◆ Records supplied
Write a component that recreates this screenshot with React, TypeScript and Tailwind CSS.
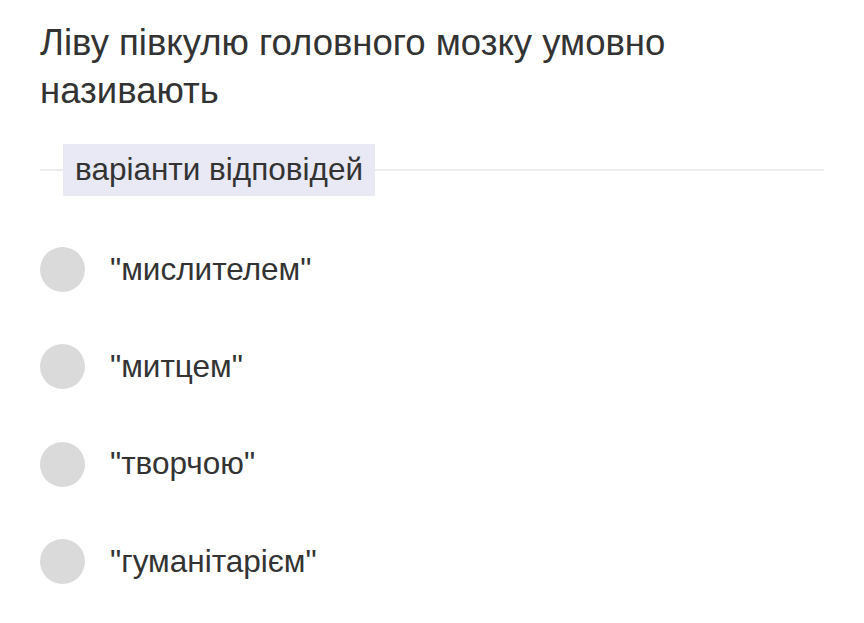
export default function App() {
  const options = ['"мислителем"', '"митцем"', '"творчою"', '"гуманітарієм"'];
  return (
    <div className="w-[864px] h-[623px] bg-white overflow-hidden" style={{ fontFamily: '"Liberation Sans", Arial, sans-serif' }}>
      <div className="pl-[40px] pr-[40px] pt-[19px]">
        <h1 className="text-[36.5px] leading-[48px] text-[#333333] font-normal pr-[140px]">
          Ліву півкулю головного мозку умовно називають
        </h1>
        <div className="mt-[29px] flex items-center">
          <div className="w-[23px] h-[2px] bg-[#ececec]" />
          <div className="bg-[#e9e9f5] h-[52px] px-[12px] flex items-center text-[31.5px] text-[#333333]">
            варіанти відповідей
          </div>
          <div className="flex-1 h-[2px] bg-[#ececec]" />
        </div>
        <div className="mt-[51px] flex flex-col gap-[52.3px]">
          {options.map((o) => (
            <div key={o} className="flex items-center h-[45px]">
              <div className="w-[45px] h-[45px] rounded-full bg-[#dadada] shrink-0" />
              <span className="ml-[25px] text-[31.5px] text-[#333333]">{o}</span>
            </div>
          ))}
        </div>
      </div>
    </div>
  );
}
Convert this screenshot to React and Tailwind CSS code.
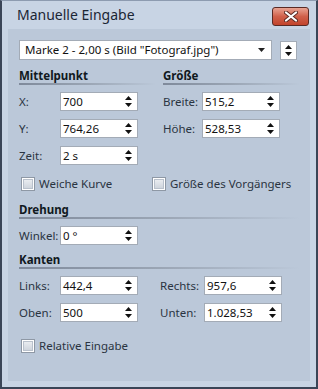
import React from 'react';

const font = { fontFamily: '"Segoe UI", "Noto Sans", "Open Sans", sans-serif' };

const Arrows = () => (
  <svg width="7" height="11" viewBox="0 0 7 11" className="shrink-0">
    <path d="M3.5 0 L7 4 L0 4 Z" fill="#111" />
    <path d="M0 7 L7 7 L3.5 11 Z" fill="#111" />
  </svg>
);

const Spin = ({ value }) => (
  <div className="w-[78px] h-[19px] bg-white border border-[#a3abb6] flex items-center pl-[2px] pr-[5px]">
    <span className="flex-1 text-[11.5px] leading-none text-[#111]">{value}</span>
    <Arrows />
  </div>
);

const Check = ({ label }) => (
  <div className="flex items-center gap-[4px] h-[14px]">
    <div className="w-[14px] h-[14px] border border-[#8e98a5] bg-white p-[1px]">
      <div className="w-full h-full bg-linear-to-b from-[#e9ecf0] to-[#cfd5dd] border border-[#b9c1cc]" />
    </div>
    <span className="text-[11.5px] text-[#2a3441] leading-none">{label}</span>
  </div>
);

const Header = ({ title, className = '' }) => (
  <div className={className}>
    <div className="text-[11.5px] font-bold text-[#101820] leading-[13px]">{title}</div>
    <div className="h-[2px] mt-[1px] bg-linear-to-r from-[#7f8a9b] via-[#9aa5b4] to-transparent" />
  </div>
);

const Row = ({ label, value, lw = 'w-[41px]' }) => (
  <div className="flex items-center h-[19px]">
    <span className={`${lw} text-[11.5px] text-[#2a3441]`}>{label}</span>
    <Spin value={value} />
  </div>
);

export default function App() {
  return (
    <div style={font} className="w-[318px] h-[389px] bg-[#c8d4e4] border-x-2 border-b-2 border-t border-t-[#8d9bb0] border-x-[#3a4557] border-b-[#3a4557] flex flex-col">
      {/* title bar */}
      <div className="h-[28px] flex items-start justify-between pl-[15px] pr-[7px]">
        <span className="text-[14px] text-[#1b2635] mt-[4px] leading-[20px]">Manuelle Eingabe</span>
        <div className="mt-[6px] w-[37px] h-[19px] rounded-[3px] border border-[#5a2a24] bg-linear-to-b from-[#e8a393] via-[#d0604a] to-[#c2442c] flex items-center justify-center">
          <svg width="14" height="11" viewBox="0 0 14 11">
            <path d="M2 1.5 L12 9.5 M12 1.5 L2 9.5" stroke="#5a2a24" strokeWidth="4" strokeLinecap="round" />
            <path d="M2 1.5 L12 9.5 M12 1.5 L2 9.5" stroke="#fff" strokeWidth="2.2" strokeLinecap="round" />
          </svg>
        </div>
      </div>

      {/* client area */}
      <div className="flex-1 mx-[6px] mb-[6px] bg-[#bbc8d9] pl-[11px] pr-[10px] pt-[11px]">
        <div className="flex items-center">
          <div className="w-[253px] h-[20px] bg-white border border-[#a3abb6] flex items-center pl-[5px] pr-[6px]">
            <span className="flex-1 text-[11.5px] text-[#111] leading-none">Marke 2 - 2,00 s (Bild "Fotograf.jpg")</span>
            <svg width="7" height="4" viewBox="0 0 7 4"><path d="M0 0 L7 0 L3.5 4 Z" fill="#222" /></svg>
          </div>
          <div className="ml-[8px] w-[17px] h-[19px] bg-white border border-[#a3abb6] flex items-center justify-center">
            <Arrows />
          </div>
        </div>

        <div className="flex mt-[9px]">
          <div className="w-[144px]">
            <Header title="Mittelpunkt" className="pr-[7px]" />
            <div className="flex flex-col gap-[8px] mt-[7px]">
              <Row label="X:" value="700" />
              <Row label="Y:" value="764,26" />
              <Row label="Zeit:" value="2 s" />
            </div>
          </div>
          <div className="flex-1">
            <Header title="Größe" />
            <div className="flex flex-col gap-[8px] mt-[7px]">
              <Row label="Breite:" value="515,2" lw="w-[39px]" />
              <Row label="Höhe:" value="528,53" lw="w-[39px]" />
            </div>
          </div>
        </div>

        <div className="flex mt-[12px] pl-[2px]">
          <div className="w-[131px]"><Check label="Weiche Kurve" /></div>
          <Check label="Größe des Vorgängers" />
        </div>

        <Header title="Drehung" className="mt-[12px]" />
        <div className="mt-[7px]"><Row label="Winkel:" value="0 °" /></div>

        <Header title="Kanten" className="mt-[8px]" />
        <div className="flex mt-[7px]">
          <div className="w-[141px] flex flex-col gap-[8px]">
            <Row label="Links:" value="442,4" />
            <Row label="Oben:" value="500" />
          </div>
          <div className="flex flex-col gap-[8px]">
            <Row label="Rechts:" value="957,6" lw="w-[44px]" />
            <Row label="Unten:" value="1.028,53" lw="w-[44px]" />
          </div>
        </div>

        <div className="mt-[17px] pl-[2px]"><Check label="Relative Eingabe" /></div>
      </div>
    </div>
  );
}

◆ Written problem
Make an exact copy of the whole listing, but don't bring over any pictures.

◆ Written answer
Write a component that recreates this screenshot with React, TypeScript and Tailwind CSS.
export default function App() {
  const options = ['"мислителем"', '"митцем"', '"творчою"', '"гуманітарієм"'];
  return (
    <div className="w-[864px] h-[623px] bg-white overflow-hidden" style={{ fontFamily: '"Liberation Sans", Arial, sans-serif' }}>
      <div className="pl-[40px] pr-[40px] pt-[19px]">
        <h1 className="text-[36.5px] leading-[48px] text-[#333333] font-normal pr-[140px]">
          Ліву півкулю головного мозку умовно називають
        </h1>
        <div className="mt-[29px] flex items-center">
          <div className="w-[23px] h-[2px] bg-[#ececec]" />
          <div className="bg-[#e9e9f5] h-[52px] px-[12px] flex items-center text-[31.5px] text-[#333333]">
            варіанти відповідей
          </div>
          <div className="flex-1 h-[2px] bg-[#ececec]" />
        </div>
        <div className="mt-[51px] flex flex-col gap-[52.3px]">
          {options.map((o) => (
            <div key={o} className="flex items-center h-[45px]">
              <div className="w-[45px] h-[45px] rounded-full bg-[#dadada] shrink-0" />
              <span className="ml-[25px] text-[31.5px] text-[#333333]">{o}</span>
            </div>
          ))}
        </div>
      </div>
    </div>
  );
}
Convert this screenshot to React and Tailwind CSS code.
import React from 'react';

const font = { fontFamily: '"Segoe UI", "Noto Sans", "Open Sans", sans-serif' };

const Arrows = () => (
  <svg width="7" height="11" viewBox="0 0 7 11" className="shrink-0">
    <path d="M3.5 0 L7 4 L0 4 Z" fill="#111" />
    <path d="M0 7 L7 7 L3.5 11 Z" fill="#111" />
  </svg>
);

const Spin = ({ value }) => (
  <div className="w-[78px] h-[19px] bg-white border border-[#a3abb6] flex items-center pl-[2px] pr-[5px]">
    <span className="flex-1 text-[11.5px] leading-none text-[#111]">{value}</span>
    <Arrows />
  </div>
);

const Check = ({ label }) => (
  <div className="flex items-center gap-[4px] h-[14px]">
    <div className="w-[14px] h-[14px] border border-[#8e98a5] bg-white p-[1px]">
      <div className="w-full h-full bg-linear-to-b from-[#e9ecf0] to-[#cfd5dd] border border-[#b9c1cc]" />
    </div>
    <span className="text-[11.5px] text-[#2a3441] leading-none">{label}</span>
  </div>
);

const Header = ({ title, className = '' }) => (
  <div className={className}>
    <div className="text-[11.5px] font-bold text-[#101820] leading-[13px]">{title}</div>
    <div className="h-[2px] mt-[1px] bg-linear-to-r from-[#7f8a9b] via-[#9aa5b4] to-transparent" />
  </div>
);

const Row = ({ label, value, lw = 'w-[41px]' }) => (
  <div className="flex items-center h-[19px]">
    <span className={`${lw} text-[11.5px] text-[#2a3441]`}>{label}</span>
    <Spin value={value} />
  </div>
);

export default function App() {
  return (
    <div style={font} className="w-[318px] h-[389px] bg-[#c8d4e4] border-x-2 border-b-2 border-t border-t-[#8d9bb0] border-x-[#3a4557] border-b-[#3a4557] flex flex-col">
      {/* title bar */}
      <div className="h-[28px] flex items-start justify-between pl-[15px] pr-[7px]">
        <span className="text-[14px] text-[#1b2635] mt-[4px] leading-[20px]">Manuelle Eingabe</span>
        <div className="mt-[6px] w-[37px] h-[19px] rounded-[3px] border border-[#5a2a24] bg-linear-to-b from-[#e8a393] via-[#d0604a] to-[#c2442c] flex items-center justify-center">
          <svg width="14" height="11" viewBox="0 0 14 11">
            <path d="M2 1.5 L12 9.5 M12 1.5 L2 9.5" stroke="#5a2a24" strokeWidth="4" strokeLinecap="round" />
            <path d="M2 1.5 L12 9.5 M12 1.5 L2 9.5" stroke="#fff" strokeWidth="2.2" strokeLinecap="round" />
          </svg>
        </div>
      </div>

      {/* client area */}
      <div className="flex-1 mx-[6px] mb-[6px] bg-[#bbc8d9] pl-[11px] pr-[10px] pt-[11px]">
        <div className="flex items-center">
          <div className="w-[253px] h-[20px] bg-white border border-[#a3abb6] flex items-center pl-[5px] pr-[6px]">
            <span className="flex-1 text-[11.5px] text-[#111] leading-none">Marke 2 - 2,00 s (Bild "Fotograf.jpg")</span>
            <svg width="7" height="4" viewBox="0 0 7 4"><path d="M0 0 L7 0 L3.5 4 Z" fill="#222" /></svg>
          </div>
          <div className="ml-[8px] w-[17px] h-[19px] bg-white border border-[#a3abb6] flex items-center justify-center">
            <Arrows />
          </div>
        </div>

        <div className="flex mt-[9px]">
          <div className="w-[144px]">
            <Header title="Mittelpunkt" className="pr-[7px]" />
            <div className="flex flex-col gap-[8px] mt-[7px]">
              <Row label="X:" value="700" />
              <Row label="Y:" value="764,26" />
              <Row label="Zeit:" value="2 s" />
            </div>
          </div>
          <div className="flex-1">
            <Header title="Größe" />
            <div className="flex flex-col gap-[8px] mt-[7px]">
              <Row label="Breite:" value="515,2" lw="w-[39px]" />
              <Row label="Höhe:" value="528,53" lw="w-[39px]" />
            </div>
          </div>
        </div>

        <div className="flex mt-[12px] pl-[2px]">
          <div className="w-[131px]"><Check label="Weiche Kurve" /></div>
          <Check label="Größe des Vorgängers" />
        </div>

        <Header title="Drehung" className="mt-[12px]" />
        <div className="mt-[7px]"><Row label="Winkel:" value="0 °" /></div>

        <Header title="Kanten" className="mt-[8px]" />
        <div className="flex mt-[7px]">
          <div className="w-[141px] flex flex-col gap-[8px]">
            <Row label="Links:" value="442,4" />
            <Row label="Oben:" value="500" />
          </div>
          <div className="flex flex-col gap-[8px]">
            <Row label="Rechts:" value="957,6" lw="w-[44px]" />
            <Row label="Unten:" value="1.028,53" lw="w-[44px]" />
          </div>
        </div>

        <div className="mt-[17px] pl-[2px]"><Check label="Relative Eingabe" /></div>
      </div>
    </div>
  );
}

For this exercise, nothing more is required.